Später hat Lovecraft – er lebte in Providence, Rhode Island – dann die Schauplätze seiner erzählerischen Exkursionen nach Neuengland verlegt, Innsmouth oder Dunwich, ganz akkurat, mit fast fotorealistischer Genauigkeit hat er die (Klein-)Bürgerlichkeit seiner Schauplätze skizziert, die aus dem 19. Jahrhundert zu stammen scheint, die Bibliotheken und die Blockhäuser, einmal sieht man sogar durchs Fenster ein Handelsschiff.
Abseits dieser Normalität gibt es Dörfer, in denen nichts im Lot zu sein scheint, fern jeder Idylle, die Linien verlassen den Kurs der Konturen und gewinnen ein Eigenleben, die Gesichter der Menschen lösen sich in Flecken und Punkte auf. Die Begegnungen mit dem Monströsen sind Eruptionen der Unförmigkeit, der Unkenntlichkeit. Eine grobe Collagentechnik, fleckige große Flächen, in die Zacken und Fetzen hineinragen, in denen kleine Motive auftauchen, ein Vogelkopf, ein Auge.

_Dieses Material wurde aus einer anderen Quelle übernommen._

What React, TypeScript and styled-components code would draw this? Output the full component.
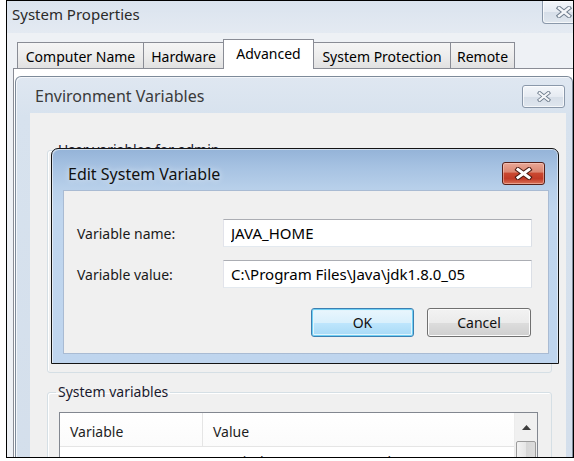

Die Dimensionen sind erschreckend, die Bilder versuchen die Ränder des Buches zu sprengen. Breccia macht die geheimen Impulse von Lovecrafts Erzählungen sichtbar, das Schaudern vor der Mechanisierung und Technisierung der modernen Gesellschaft, vor den Energieschüben, die diese freisetzen wird. Bei Breccia, der 1919 in Montevideo geboren wurde und noch als Kind mit den Eltern nach Buenos Aires zog, kommen Erinnerungen an den Terror des argentinischen Militärregimes dazu. Er war ein Freund von Hugo Pratt, hat eine schöne Comic-Biografie von Che Guevara geschaffen und gemeinsam mit Hector Oesterheld den legendären Comic El Eternauta. Er starb 1993 in Buenos Aires.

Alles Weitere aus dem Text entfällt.